I highly suggest taking long-lining lessons!! I never really did it before I got my mare, but I took a few lessons then I did it with my gelding until I got comfortable.. Long-lining probably saved me from getting bucked off several times... just because she was used to the bit and carrying it in her mouth, she was sound with all kinds of weird equipment on her, she didn't mind side reins or a martingale (I longlined her with a martingale before I rode her with one) you can test a lot of equipment in a bitting harness.. you can tell their personalities, you can teach them the idea of the rail and turning.

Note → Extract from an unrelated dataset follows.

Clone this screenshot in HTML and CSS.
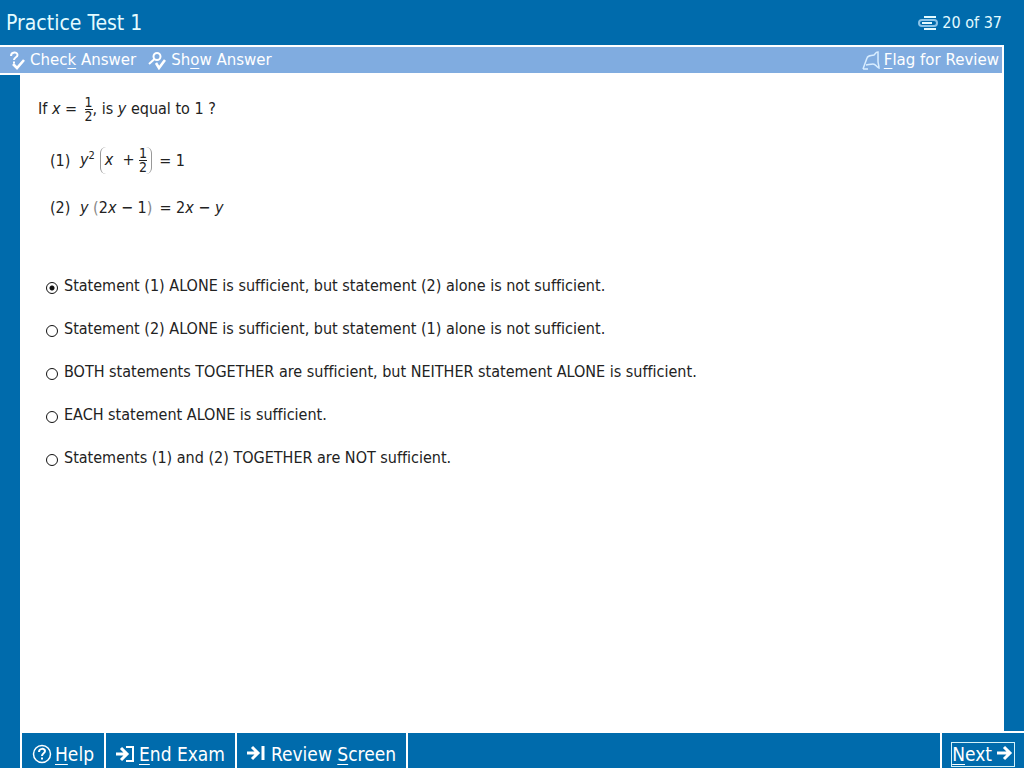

You can put them in a bitting harness as late yearlings, and by the time you saddle them they can have a good year give or take of steering, stopping, turning, circling, going in straight lines, etc. which you have no idea how much it helps unless your deprived of it. (I had about two-three good months and it still helped a lot, but we would make random turns for no reason or confusion about stopping)
Anyway I keep diverting.
My opinion is if its what you want, go for it! Make sure you're ready mentally, physically, emotionally and experience wise for it. You have to have a lot of patience, you have to have the backing of a good trainer. (My trainer gave me a lot of advice and guidance and I had a lesson with her at least once a week.. up to three times a week with my mare.. which helped tremendously) Your going to doubt yourself, so be prepared. :P Honestly coming here for advice is sometimes worst than listening to your gut, just because everyone has a different style and a different way of approaching it. It does help as a last resort, but I would listen to your trainer first and foremost.